Some pet guardians care for more than one furry family member, many are from different species such as cats, dogs, Guinea pigs, birds and rabbits.
When an issue arises like flea or ticks, there may be temptation to give the same prescription or over-the-counter flea or tick medication that they purchased for their dog to their cat.
However, using the wrong flea medication can poison cats and is a huge no-no, says BC SPCA Senior Manager of Animal Health, Dr. Hannah Weitzenfeld. “Check your flea or tick medication label carefully. Giving medications labelled for dogs to your cat, or any other animal, can cause serious illness such as seizures, or even death. ”
An overdose can easily occur with cats or smaller animals. Some flea and tick over-the-counter medications contain ingredients that are highly toxic to cats and should never be used.
“Flea medications are labelled for specific species, and dosed for your pet’s weight – higher doses can make animals sick and lower doses will not be effective,” Weitzenfeld notes.

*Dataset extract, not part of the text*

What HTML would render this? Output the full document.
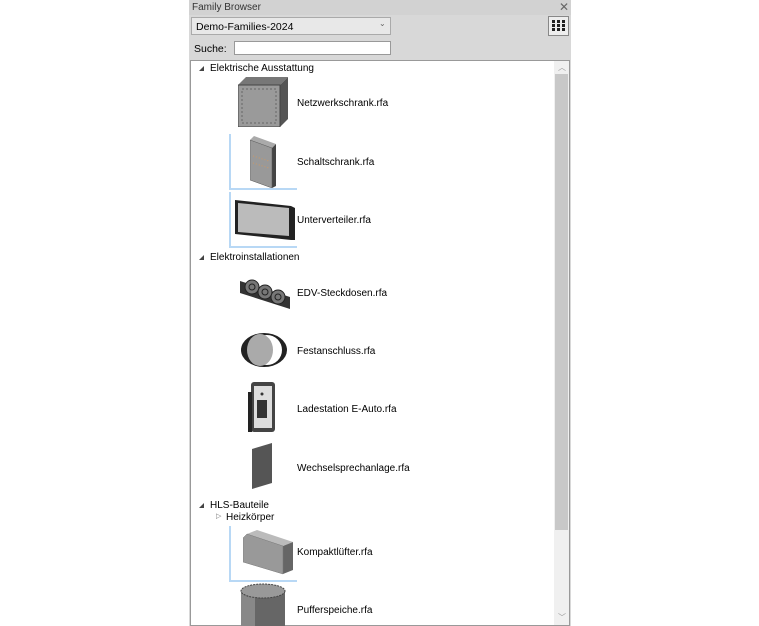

If a cat is exposed to a dog’s oral or topical flea medication, the pet guardian should seek veterinary help immediately and bring the medication with them to the vet.
Signs of flea or tick medication toxicity in cats:
- Cat acting nervous
Causes of flea and tick medication poisoning in cats:
- Sensitivity to the medicine
- Medicine clinging to hair coats
- Unusually low body temperature
- Overdosing of medication
- Ingestion of topical medication
- Medication not being used as directed
- Close contact to another pet being treated with medication
The best thing you can do for your pet if you suspect flea or tick medicine poisoning, is take them to an emergency veterinary clinic immediately. How quickly treatment is started can mean the difference between life and death.